Geoffrey Stewart Morrison

University of Alberta, Canada, geoff.morrison{at}anu.edu.au

L1-Spanish L2-English listeners' perception of a Canadian-English /bIt/— /bId/—/bit/—/bid/ continuum was investigated. Results were largely consistent with the developmental stages for L1-Spanish listeners' acquisition of English /i/ and /I/ hypothesized by Escudero (2000): Stage 0, inability to distinguish. Stage 1, duration based. Stage 2, duration and spectral based. Stage 3, L1-English-like primarily spectral based.

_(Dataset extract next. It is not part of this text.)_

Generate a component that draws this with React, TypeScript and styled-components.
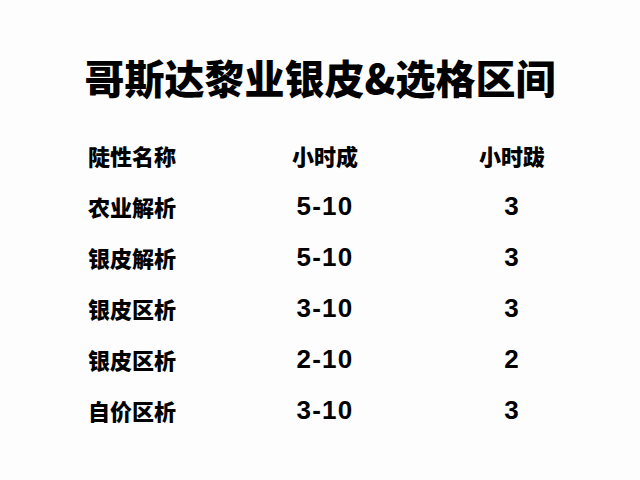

However, on the basis of the results an additional stage was hypothesized: Stage ½, multidimensional-category-goodness-difference assimilation to Spanish /i/, with English vowel tokens perceived as good examples of Spanish /i/ labeled as English /I/ and poor examples labeled as English /i/. It is hypothesized that L1-Spanish listeners' preference for duration cues is not an initial strategy for distinguishing English /i/ and /I/. Rather, it is a secondary developmental stage which emerges from an earlier stage when both spectral and duration cues are used.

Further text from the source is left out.